> [Task]:
Find and copy each line of the records where the string "this" shows up.

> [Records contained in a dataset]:
=====

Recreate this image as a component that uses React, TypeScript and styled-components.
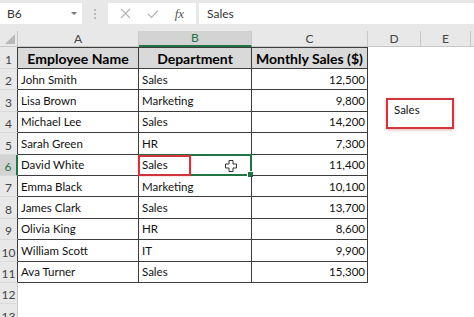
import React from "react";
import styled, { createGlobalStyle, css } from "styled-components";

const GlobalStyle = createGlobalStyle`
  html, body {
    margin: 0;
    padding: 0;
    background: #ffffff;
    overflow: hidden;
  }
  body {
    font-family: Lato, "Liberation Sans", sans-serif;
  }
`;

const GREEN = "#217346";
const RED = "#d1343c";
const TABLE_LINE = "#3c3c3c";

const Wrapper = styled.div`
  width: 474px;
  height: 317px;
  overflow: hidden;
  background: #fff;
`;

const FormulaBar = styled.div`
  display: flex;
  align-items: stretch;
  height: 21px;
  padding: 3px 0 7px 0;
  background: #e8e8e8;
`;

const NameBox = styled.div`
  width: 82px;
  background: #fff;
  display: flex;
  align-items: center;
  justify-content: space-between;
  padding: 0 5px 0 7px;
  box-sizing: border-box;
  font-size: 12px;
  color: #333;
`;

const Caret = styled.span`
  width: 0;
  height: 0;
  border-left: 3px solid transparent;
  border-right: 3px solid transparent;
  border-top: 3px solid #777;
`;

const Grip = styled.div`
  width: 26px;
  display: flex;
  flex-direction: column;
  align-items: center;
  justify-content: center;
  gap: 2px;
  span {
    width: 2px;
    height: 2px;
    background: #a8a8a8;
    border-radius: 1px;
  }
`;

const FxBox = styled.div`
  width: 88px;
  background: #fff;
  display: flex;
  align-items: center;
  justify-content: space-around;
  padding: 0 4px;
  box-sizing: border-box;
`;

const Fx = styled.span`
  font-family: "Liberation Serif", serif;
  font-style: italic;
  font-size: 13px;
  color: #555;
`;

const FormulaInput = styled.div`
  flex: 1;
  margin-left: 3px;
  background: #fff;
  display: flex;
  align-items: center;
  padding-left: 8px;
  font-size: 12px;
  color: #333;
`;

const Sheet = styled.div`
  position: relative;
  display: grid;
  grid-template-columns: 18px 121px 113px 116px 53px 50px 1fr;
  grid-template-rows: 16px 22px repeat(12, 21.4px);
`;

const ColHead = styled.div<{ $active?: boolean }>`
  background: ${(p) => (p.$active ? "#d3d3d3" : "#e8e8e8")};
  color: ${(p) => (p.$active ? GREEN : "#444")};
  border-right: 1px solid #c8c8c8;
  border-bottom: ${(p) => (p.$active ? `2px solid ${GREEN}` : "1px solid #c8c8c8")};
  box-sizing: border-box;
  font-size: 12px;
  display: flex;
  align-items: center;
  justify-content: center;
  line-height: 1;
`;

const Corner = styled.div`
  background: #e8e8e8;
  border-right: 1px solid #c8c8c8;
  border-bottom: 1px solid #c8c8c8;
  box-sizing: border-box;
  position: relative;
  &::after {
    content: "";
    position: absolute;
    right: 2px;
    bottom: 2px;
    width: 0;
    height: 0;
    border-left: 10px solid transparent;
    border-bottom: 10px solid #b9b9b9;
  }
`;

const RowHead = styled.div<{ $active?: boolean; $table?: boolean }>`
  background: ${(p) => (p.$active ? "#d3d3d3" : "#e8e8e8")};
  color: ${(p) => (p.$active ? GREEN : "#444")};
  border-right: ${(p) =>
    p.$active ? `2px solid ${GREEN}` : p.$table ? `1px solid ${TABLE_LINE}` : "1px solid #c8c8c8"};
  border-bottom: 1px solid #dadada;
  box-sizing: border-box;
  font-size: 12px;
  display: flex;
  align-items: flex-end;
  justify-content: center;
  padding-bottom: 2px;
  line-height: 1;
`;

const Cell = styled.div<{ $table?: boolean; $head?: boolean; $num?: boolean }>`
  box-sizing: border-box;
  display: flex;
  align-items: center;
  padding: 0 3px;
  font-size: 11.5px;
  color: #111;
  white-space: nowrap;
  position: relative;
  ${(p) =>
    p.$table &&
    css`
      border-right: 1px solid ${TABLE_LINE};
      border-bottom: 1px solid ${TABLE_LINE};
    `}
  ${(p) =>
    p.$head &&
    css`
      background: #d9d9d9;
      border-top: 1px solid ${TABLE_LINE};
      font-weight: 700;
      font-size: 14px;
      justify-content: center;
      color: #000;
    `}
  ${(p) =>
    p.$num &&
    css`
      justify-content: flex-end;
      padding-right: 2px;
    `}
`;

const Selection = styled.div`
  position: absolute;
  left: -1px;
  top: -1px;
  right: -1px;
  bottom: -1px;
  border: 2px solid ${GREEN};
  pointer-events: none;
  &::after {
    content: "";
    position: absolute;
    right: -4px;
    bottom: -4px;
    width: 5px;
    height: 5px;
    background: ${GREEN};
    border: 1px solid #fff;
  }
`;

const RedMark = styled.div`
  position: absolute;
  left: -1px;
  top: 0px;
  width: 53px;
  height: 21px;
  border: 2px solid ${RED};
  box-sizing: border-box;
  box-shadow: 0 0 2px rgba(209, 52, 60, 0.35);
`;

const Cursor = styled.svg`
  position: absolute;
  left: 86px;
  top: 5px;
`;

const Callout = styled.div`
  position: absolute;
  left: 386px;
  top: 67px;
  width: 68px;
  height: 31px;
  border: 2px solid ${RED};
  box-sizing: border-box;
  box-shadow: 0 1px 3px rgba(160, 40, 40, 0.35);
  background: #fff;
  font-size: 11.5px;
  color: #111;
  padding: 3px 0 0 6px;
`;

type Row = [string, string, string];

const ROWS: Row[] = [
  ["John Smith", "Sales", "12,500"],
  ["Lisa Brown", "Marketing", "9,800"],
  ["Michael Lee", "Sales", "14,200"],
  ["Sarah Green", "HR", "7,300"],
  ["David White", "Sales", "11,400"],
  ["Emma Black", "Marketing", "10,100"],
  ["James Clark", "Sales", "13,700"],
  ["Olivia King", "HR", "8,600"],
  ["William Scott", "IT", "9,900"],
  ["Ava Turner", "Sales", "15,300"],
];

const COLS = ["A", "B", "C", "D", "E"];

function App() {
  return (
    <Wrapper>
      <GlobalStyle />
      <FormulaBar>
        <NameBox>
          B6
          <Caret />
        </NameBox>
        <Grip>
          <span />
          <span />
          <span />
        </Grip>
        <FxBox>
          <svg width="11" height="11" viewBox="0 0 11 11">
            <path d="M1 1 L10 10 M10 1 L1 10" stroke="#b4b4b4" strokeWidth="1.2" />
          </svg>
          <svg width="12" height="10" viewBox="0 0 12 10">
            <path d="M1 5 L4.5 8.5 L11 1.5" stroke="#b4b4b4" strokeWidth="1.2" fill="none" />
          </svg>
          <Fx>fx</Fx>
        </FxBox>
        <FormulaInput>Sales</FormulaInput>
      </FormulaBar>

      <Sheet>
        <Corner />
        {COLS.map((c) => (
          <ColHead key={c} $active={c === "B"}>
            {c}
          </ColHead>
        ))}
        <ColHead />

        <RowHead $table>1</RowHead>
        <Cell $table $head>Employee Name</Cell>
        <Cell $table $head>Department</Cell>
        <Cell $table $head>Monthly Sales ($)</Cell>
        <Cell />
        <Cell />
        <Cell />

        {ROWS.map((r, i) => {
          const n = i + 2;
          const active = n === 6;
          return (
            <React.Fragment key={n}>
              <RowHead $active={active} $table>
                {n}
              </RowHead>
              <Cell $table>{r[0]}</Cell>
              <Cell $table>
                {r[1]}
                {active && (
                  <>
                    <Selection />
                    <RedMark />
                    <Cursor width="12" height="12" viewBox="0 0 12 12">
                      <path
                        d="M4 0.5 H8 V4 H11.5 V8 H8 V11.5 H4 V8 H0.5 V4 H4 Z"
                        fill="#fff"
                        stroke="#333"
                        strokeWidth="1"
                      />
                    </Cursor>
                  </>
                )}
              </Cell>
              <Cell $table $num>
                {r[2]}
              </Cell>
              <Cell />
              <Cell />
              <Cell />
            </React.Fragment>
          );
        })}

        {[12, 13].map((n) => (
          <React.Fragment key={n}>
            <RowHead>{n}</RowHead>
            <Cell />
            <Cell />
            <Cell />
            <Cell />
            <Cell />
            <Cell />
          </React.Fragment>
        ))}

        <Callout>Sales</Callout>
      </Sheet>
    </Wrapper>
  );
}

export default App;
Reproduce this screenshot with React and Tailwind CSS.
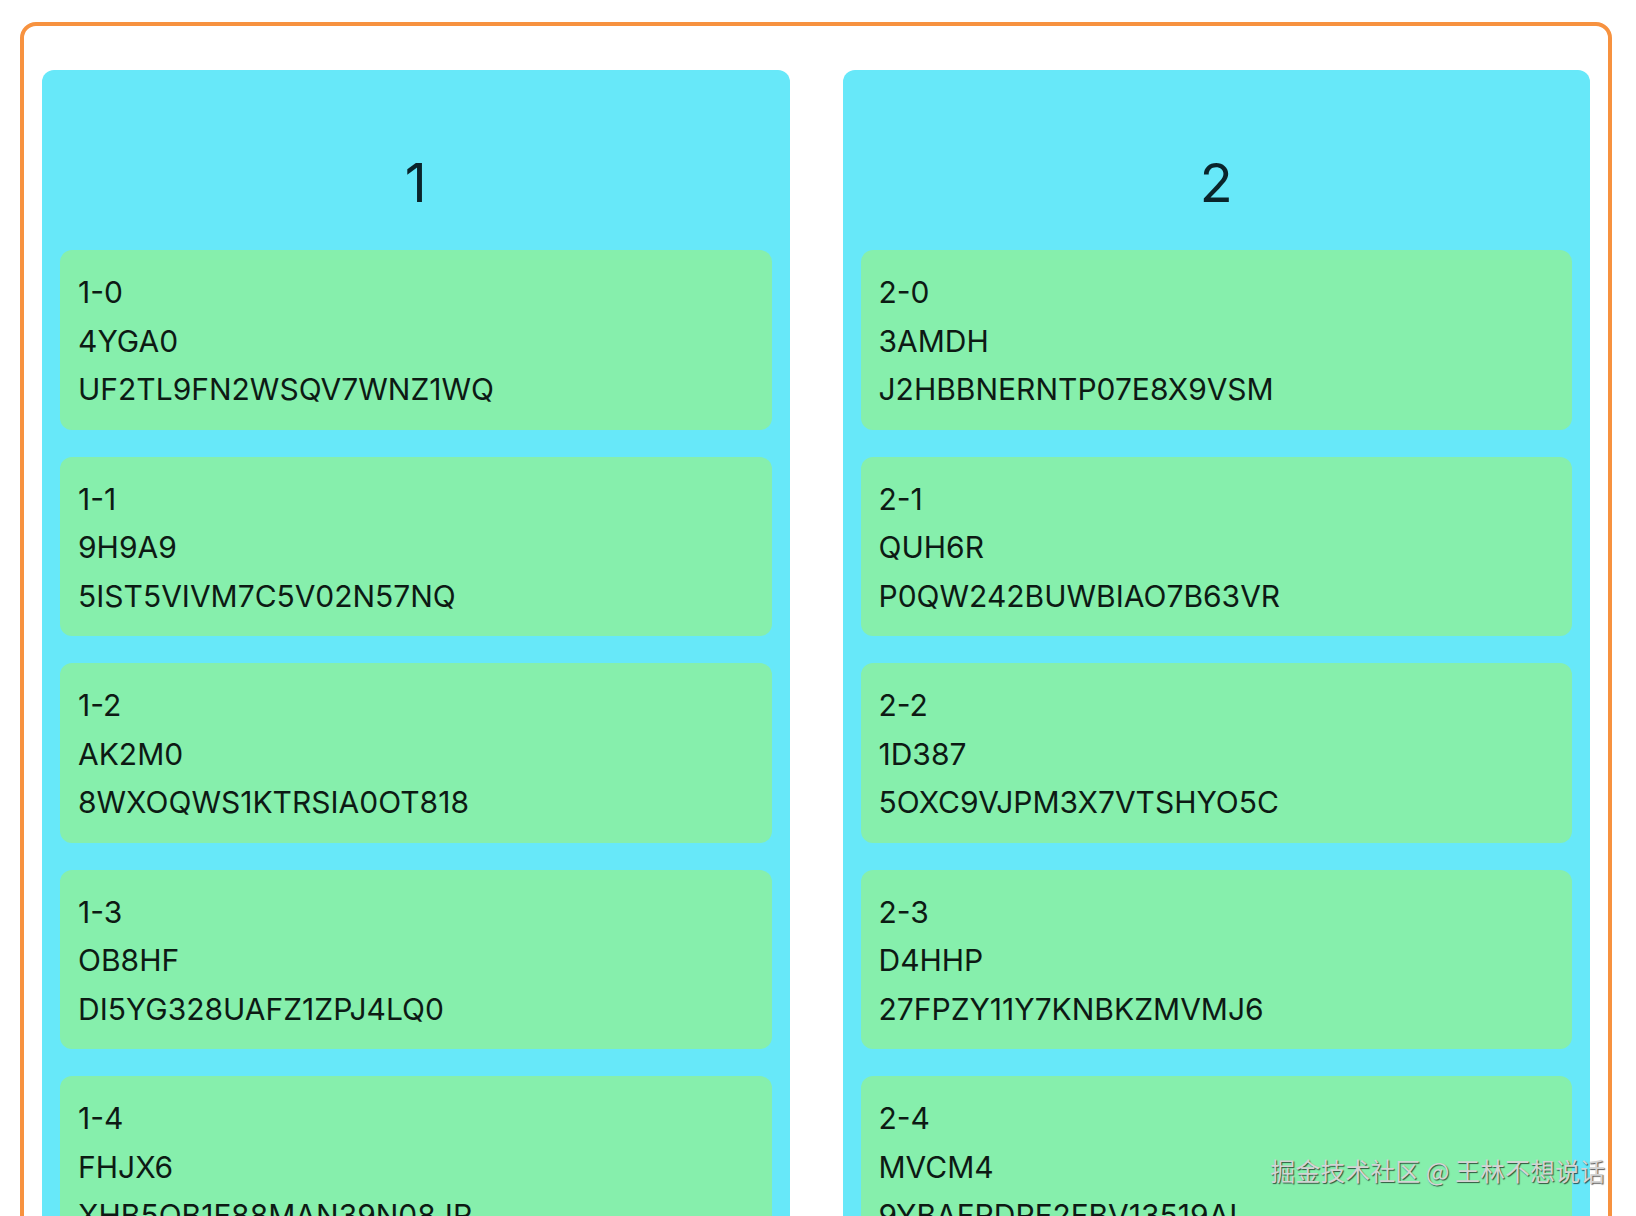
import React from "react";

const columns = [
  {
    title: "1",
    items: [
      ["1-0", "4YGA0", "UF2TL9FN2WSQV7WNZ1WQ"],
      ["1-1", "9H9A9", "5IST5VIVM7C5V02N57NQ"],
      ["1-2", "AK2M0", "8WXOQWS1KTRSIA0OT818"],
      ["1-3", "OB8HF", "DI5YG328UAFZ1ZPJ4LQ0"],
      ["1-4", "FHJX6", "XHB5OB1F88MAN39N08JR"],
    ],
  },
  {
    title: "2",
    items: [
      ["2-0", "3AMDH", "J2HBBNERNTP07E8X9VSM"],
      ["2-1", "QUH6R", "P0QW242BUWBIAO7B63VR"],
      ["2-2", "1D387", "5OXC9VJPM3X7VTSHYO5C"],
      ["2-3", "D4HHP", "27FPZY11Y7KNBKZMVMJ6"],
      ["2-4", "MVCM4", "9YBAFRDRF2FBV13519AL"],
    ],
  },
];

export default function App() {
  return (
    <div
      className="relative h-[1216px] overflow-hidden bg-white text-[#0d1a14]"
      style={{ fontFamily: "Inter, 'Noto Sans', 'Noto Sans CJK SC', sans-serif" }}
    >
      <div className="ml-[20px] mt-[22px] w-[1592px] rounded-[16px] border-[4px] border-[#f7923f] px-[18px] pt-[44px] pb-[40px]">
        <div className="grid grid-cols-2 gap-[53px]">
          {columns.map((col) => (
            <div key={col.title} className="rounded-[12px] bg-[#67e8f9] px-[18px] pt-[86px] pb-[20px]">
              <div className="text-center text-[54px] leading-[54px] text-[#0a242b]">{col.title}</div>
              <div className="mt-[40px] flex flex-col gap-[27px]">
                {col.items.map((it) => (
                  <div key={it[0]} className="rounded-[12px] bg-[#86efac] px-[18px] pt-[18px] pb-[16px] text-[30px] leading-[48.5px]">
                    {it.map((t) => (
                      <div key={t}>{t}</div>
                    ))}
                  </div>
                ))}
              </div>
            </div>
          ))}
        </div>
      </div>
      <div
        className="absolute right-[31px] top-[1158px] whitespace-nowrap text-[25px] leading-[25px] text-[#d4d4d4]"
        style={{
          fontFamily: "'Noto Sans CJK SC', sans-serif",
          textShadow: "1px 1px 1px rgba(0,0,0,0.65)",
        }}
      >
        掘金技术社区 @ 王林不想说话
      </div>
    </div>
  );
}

=====

> [In response]:
Recreate this image as a component that uses React, TypeScript and styled-components.
Reproduce this screenshot with React and Tailwind CSS.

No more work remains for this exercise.